_Requirement_: Skip every picture, and extract verbatim the lines from the line containing "Clone this screenshot" to the line containing "export default App;", both lines included.

##### Records shown #####

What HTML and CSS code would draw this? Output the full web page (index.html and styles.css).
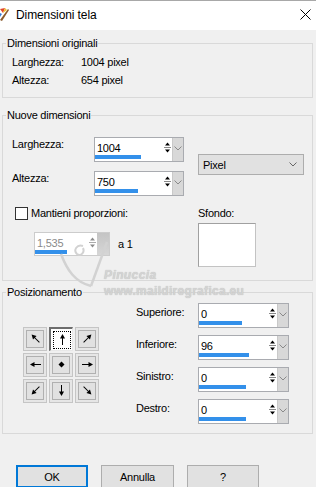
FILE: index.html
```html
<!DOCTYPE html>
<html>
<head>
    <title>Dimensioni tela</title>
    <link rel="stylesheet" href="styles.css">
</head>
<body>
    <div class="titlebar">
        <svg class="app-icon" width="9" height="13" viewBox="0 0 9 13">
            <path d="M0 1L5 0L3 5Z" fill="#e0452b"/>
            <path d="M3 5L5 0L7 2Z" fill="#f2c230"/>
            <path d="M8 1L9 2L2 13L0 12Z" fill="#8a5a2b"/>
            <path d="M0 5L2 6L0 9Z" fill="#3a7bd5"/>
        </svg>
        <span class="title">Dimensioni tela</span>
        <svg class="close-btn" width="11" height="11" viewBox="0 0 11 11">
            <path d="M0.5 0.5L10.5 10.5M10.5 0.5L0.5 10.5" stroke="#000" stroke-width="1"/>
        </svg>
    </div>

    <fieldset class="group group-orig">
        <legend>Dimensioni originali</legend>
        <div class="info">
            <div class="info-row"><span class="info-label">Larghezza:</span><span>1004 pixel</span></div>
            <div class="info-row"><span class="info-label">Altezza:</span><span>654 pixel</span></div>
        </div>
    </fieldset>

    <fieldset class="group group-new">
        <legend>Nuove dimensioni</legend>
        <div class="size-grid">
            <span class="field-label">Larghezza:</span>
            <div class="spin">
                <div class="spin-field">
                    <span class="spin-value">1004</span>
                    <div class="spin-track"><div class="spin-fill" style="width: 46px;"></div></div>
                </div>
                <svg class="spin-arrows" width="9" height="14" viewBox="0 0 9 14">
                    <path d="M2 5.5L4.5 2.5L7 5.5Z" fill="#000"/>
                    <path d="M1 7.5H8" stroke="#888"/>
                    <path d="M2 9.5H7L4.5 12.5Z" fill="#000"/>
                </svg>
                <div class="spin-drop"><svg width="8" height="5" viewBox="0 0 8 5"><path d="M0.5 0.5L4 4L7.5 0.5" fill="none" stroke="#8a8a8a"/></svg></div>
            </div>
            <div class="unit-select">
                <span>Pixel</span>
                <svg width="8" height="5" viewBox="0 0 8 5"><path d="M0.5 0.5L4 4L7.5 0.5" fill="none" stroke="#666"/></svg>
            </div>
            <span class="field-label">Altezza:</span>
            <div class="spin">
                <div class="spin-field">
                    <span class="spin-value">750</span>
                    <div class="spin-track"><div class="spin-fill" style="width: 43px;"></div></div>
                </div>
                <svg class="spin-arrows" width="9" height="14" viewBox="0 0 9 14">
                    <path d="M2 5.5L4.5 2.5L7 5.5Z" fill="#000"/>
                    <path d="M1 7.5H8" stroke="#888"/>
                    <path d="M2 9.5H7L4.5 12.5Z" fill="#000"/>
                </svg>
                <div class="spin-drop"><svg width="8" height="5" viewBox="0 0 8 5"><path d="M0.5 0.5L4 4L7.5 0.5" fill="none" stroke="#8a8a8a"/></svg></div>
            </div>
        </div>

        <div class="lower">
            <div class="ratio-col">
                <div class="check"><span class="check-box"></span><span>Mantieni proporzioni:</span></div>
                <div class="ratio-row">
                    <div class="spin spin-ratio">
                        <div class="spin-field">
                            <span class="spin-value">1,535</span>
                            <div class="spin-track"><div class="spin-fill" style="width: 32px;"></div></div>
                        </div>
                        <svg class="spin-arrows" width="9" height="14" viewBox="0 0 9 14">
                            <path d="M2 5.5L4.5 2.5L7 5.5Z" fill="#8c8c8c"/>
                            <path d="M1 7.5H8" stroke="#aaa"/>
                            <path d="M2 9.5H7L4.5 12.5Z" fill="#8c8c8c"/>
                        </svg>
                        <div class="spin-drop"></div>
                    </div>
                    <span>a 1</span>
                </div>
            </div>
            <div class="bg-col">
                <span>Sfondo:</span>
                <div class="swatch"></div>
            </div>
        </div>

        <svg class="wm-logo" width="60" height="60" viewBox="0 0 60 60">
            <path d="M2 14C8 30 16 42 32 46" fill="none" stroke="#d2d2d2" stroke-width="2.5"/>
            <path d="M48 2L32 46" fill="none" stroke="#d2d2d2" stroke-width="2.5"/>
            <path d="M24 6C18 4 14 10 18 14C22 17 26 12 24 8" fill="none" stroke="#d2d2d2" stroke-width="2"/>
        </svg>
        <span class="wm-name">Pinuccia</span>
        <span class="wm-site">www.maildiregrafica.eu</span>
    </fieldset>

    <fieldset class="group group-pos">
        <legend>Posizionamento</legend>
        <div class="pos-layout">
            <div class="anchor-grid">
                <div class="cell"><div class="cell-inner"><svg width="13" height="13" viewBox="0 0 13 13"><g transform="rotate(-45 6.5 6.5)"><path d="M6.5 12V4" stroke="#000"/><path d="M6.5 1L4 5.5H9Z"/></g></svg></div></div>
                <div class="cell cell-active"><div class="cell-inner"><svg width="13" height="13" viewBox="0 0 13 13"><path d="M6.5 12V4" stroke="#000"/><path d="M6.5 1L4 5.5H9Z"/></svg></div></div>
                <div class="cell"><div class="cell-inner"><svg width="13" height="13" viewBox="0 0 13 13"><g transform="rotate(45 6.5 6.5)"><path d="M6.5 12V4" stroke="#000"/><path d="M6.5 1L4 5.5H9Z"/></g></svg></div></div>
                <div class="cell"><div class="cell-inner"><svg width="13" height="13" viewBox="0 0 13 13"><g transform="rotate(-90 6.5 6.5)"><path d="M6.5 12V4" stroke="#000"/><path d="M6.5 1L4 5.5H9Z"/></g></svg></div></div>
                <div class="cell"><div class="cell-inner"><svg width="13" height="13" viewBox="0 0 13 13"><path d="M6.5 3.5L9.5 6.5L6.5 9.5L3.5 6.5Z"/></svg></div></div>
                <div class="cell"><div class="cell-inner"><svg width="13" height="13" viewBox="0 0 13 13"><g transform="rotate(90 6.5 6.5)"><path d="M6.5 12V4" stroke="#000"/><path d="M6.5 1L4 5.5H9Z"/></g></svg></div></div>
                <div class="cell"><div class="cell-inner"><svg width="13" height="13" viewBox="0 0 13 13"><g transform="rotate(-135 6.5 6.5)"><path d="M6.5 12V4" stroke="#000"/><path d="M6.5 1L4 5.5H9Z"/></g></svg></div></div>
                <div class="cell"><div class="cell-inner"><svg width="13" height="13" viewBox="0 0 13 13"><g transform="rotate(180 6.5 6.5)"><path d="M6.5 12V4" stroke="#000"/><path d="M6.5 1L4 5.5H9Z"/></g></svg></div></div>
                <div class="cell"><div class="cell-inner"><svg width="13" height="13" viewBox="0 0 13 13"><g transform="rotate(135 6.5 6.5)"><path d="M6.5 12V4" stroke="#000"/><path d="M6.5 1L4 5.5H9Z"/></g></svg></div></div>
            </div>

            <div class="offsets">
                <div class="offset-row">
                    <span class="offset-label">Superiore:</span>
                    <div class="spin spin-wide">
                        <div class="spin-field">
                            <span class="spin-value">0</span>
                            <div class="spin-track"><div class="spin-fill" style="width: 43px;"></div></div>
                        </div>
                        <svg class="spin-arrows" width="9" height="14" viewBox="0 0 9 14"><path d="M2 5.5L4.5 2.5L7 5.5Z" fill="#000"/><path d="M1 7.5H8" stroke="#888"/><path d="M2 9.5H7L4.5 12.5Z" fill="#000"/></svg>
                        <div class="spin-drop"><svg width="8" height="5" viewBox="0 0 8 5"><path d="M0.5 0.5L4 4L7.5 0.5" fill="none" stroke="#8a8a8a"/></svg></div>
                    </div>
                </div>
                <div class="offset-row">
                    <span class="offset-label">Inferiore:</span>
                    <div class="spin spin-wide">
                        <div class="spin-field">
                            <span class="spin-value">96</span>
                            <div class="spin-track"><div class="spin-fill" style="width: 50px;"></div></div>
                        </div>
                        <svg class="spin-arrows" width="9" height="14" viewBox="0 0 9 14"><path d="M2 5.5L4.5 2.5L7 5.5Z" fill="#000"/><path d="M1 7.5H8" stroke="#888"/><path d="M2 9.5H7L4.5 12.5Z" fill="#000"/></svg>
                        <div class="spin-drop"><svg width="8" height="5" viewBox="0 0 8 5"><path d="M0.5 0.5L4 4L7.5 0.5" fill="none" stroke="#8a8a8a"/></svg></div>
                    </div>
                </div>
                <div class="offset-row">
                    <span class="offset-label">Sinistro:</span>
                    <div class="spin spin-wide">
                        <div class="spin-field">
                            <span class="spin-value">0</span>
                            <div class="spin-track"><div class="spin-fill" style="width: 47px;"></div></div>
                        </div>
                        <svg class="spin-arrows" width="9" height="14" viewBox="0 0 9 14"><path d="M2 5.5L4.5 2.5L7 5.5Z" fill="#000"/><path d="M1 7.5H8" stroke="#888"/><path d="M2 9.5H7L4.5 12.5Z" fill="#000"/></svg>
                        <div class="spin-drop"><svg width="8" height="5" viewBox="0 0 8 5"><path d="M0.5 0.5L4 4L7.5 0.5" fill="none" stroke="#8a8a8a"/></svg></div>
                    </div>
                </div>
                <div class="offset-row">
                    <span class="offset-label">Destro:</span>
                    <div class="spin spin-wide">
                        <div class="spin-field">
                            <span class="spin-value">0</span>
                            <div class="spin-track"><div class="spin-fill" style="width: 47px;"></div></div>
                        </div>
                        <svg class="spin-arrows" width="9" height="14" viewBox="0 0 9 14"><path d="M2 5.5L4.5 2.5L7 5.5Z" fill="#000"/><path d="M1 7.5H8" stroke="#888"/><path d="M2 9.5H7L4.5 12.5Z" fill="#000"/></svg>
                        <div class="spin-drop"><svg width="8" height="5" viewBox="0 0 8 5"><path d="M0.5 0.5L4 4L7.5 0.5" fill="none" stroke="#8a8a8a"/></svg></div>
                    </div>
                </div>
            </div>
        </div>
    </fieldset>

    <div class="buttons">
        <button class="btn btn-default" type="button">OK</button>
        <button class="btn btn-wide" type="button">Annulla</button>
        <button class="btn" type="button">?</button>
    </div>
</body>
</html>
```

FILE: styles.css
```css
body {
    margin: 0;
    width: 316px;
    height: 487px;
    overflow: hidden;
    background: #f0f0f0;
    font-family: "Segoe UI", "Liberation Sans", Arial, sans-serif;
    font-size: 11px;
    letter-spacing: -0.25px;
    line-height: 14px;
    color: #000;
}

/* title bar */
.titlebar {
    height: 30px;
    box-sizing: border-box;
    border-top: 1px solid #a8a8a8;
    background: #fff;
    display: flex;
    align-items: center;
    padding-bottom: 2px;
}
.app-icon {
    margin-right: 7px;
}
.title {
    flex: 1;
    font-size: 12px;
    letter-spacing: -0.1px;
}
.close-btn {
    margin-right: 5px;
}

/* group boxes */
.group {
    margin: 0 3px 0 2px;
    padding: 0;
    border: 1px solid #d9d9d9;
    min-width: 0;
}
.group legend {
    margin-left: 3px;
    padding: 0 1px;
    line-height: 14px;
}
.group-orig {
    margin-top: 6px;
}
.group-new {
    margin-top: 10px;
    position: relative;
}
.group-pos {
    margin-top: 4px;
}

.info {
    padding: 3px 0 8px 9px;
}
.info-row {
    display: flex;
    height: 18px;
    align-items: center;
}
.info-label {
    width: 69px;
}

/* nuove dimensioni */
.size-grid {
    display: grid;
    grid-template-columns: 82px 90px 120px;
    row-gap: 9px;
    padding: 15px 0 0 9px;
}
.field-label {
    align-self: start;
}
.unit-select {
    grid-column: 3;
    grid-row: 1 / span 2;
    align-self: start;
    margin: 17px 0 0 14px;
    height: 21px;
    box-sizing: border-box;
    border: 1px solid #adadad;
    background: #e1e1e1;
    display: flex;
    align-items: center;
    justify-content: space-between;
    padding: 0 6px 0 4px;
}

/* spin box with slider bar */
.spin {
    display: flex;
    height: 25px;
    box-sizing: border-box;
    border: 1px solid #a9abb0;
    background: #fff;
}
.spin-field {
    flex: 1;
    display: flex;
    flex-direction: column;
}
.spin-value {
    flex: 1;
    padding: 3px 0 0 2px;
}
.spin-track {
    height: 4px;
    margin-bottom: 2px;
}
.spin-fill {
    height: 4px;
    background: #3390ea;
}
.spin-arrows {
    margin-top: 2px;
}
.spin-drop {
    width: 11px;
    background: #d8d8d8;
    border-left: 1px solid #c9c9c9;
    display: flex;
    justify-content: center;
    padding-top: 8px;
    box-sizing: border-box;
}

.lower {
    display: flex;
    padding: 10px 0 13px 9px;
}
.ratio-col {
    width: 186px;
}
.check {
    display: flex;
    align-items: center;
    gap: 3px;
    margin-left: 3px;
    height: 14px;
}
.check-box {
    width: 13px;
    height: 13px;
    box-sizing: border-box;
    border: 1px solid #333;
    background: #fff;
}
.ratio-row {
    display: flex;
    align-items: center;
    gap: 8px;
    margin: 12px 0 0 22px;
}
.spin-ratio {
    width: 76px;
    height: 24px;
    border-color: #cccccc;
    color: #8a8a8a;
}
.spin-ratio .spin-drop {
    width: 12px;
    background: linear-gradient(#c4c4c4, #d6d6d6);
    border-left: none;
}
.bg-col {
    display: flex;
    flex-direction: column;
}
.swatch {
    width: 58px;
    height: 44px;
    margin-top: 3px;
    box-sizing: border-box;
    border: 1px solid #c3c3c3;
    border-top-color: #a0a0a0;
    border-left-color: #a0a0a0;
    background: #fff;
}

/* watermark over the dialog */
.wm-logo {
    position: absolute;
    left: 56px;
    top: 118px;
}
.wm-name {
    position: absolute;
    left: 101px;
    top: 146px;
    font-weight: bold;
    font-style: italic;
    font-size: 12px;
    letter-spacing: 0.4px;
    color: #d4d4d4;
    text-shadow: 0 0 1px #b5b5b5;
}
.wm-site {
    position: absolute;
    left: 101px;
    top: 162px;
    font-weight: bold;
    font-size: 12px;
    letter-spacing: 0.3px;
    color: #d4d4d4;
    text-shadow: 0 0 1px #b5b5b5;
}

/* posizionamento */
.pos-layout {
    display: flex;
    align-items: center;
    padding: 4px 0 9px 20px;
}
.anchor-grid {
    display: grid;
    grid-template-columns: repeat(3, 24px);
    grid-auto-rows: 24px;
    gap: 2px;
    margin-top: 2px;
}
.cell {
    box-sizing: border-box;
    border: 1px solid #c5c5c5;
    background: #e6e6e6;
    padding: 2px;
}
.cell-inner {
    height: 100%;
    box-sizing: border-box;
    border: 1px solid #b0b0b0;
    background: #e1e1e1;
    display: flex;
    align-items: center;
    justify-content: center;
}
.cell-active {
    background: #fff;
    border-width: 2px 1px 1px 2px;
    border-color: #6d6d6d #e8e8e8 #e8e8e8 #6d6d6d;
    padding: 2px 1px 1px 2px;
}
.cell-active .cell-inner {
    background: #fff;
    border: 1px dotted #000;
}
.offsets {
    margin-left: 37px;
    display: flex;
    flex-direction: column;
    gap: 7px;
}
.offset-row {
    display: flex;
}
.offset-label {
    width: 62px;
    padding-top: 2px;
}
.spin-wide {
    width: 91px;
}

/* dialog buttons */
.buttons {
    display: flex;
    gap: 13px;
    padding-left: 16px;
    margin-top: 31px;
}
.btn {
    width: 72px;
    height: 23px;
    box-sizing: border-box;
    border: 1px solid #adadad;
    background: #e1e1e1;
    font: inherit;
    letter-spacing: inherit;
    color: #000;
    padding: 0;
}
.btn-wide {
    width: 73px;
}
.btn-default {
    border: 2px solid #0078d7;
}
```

#####
##### Records shown #####

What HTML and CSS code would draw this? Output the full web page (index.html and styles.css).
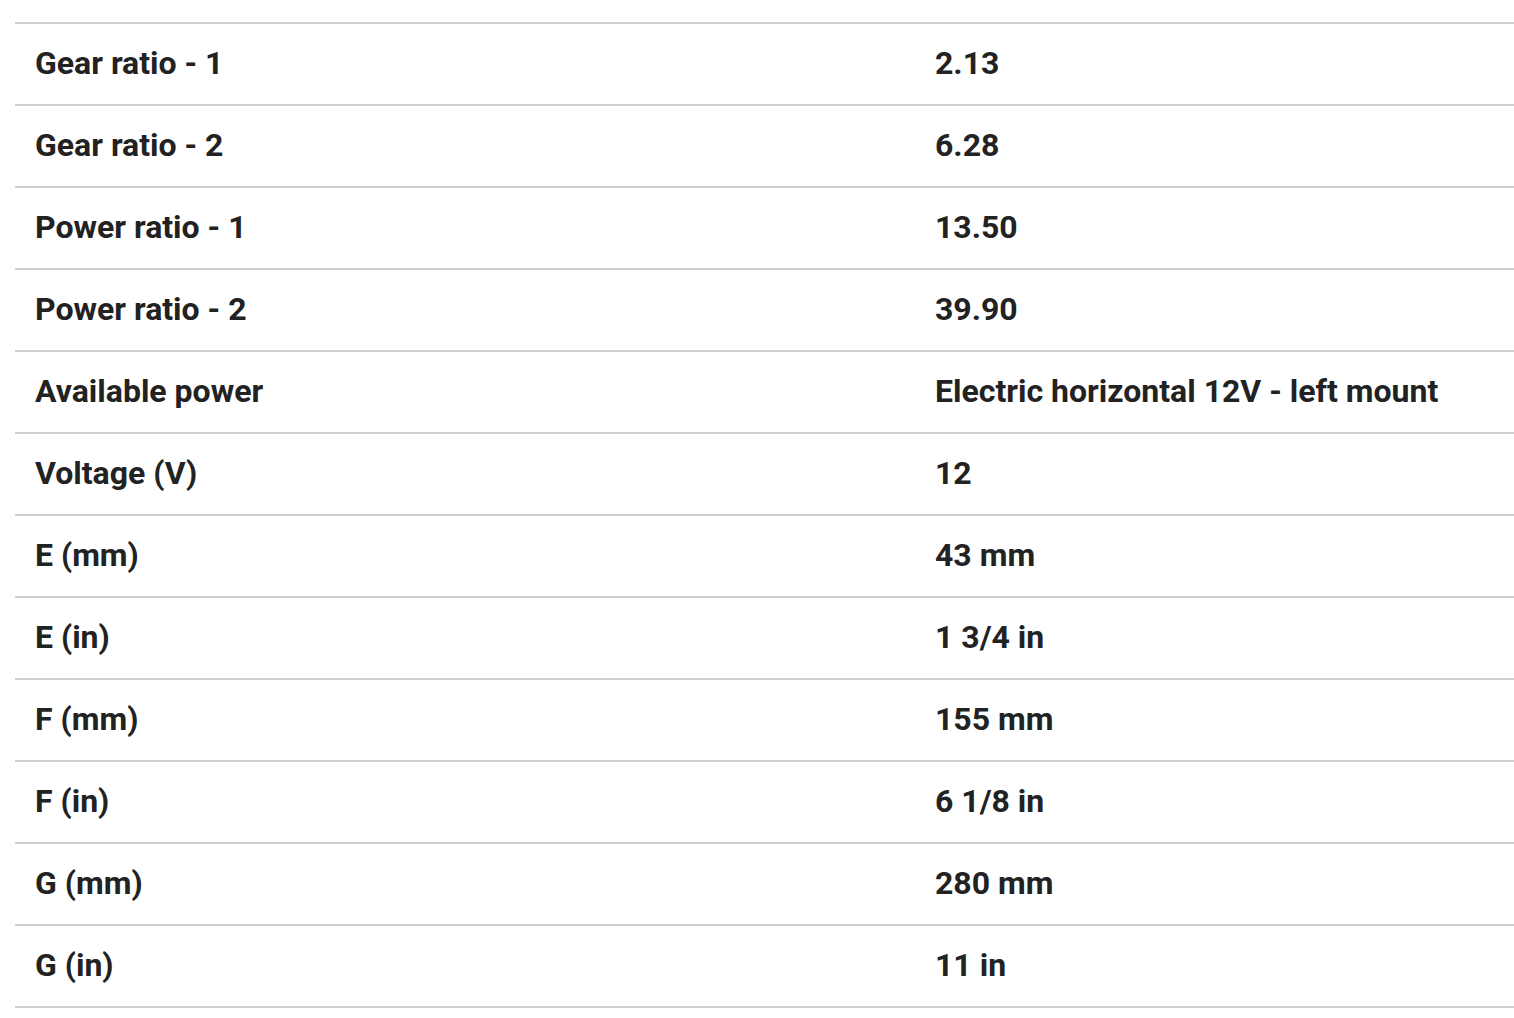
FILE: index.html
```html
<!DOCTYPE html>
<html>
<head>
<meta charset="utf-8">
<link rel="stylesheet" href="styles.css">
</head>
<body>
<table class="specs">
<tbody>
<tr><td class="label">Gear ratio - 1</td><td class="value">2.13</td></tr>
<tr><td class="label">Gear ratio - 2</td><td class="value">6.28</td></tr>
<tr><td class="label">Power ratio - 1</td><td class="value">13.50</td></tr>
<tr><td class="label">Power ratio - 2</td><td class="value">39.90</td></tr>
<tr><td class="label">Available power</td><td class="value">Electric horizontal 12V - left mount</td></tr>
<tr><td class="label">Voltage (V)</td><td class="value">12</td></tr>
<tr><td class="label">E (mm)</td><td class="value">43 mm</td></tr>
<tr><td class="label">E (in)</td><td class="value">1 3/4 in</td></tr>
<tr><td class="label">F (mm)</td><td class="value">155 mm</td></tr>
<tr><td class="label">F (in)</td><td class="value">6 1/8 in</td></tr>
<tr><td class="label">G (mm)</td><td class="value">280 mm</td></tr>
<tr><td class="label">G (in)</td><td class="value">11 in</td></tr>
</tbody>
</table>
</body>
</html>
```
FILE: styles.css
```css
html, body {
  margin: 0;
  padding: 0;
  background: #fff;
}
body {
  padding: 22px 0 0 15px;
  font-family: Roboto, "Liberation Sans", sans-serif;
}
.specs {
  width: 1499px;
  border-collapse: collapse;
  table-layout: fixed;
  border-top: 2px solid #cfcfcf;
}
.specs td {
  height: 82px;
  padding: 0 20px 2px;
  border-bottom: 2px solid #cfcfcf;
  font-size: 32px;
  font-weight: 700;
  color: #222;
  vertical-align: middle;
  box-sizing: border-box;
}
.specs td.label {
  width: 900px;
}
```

#####
##### Records shown #####

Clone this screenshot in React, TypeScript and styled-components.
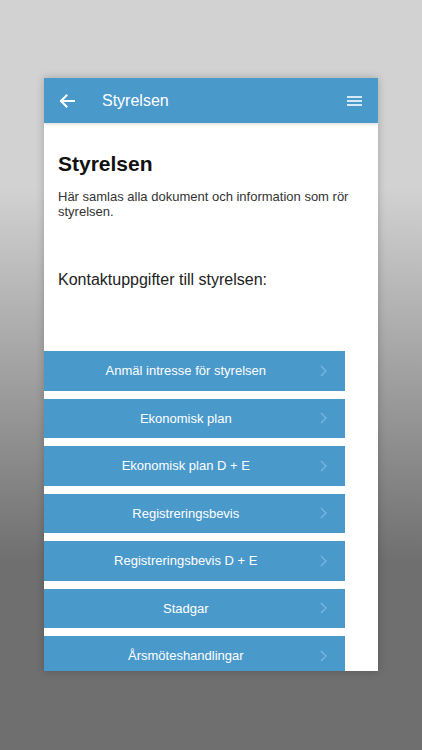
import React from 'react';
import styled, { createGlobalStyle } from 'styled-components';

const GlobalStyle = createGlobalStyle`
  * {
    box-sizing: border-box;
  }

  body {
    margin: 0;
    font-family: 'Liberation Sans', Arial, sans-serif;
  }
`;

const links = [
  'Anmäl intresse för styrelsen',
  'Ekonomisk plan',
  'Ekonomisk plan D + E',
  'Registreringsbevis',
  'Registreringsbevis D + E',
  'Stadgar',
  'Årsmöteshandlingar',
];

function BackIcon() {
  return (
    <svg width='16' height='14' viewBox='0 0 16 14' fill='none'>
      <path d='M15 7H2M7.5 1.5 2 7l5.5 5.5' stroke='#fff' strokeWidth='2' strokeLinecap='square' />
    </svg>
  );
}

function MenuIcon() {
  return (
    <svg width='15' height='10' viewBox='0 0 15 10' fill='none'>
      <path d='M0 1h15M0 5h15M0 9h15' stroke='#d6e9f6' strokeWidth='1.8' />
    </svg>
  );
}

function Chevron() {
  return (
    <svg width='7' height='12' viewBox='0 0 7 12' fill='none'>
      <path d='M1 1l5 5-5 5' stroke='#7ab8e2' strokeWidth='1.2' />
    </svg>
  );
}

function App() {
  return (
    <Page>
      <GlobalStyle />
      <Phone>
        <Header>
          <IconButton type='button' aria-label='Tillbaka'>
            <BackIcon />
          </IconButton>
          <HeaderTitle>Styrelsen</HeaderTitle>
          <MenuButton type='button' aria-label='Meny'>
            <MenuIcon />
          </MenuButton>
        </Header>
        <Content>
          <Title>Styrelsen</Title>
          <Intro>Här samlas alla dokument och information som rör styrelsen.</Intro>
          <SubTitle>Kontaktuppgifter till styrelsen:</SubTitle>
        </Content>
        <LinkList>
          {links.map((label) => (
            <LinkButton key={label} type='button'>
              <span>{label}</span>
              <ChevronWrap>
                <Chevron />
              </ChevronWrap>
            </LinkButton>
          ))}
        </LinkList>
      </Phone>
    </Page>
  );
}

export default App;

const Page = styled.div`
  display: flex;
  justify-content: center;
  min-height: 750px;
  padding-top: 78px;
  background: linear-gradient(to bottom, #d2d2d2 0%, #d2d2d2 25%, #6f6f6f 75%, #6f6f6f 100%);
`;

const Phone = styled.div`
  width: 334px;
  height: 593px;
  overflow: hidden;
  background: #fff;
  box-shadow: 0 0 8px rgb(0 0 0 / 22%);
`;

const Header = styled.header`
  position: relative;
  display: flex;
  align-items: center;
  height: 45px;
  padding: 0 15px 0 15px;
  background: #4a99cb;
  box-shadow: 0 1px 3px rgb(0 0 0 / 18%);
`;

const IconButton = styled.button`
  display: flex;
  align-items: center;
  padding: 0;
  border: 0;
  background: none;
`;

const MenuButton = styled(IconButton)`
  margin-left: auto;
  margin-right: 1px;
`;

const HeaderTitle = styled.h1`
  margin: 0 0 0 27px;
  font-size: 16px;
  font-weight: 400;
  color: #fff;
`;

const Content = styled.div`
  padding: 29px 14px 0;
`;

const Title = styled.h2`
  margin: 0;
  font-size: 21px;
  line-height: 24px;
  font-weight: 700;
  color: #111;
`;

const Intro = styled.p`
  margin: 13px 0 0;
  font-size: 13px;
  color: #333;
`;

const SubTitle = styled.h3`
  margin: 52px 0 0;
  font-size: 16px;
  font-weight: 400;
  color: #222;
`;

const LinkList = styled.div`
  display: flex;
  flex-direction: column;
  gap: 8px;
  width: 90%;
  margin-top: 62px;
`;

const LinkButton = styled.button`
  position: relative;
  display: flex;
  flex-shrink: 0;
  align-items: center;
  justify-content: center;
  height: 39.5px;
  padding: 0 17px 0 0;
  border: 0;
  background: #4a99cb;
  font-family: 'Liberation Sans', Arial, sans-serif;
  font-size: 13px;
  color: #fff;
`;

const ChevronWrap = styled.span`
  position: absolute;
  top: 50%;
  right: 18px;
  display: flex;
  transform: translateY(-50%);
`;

#####

_Final result_:
Clone this screenshot in React, TypeScript and styled-components.
import React from 'react';
import styled, { createGlobalStyle } from 'styled-components';

const GlobalStyle = createGlobalStyle`
  * {
    box-sizing: border-box;
  }

  body {
    margin: 0;
    font-family: 'Liberation Sans', Arial, sans-serif;
  }
`;

const links = [
  'Anmäl intresse för styrelsen',
  'Ekonomisk plan',
  'Ekonomisk plan D + E',
  'Registreringsbevis',
  'Registreringsbevis D + E',
  'Stadgar',
  'Årsmöteshandlingar',
];

function BackIcon() {
  return (
    <svg width='16' height='14' viewBox='0 0 16 14' fill='none'>
      <path d='M15 7H2M7.5 1.5 2 7l5.5 5.5' stroke='#fff' strokeWidth='2' strokeLinecap='square' />
    </svg>
  );
}

function MenuIcon() {
  return (
    <svg width='15' height='10' viewBox='0 0 15 10' fill='none'>
      <path d='M0 1h15M0 5h15M0 9h15' stroke='#d6e9f6' strokeWidth='1.8' />
    </svg>
  );
}

function Chevron() {
  return (
    <svg width='7' height='12' viewBox='0 0 7 12' fill='none'>
      <path d='M1 1l5 5-5 5' stroke='#7ab8e2' strokeWidth='1.2' />
    </svg>
  );
}

function App() {
  return (
    <Page>
      <GlobalStyle />
      <Phone>
        <Header>
          <IconButton type='button' aria-label='Tillbaka'>
            <BackIcon />
          </IconButton>
          <HeaderTitle>Styrelsen</HeaderTitle>
          <MenuButton type='button' aria-label='Meny'>
            <MenuIcon />
          </MenuButton>
        </Header>
        <Content>
          <Title>Styrelsen</Title>
          <Intro>Här samlas alla dokument och information som rör styrelsen.</Intro>
          <SubTitle>Kontaktuppgifter till styrelsen:</SubTitle>
        </Content>
        <LinkList>
          {links.map((label) => (
            <LinkButton key={label} type='button'>
              <span>{label}</span>
              <ChevronWrap>
                <Chevron />
              </ChevronWrap>
            </LinkButton>
          ))}
        </LinkList>
      </Phone>
    </Page>
  );
}

export default App;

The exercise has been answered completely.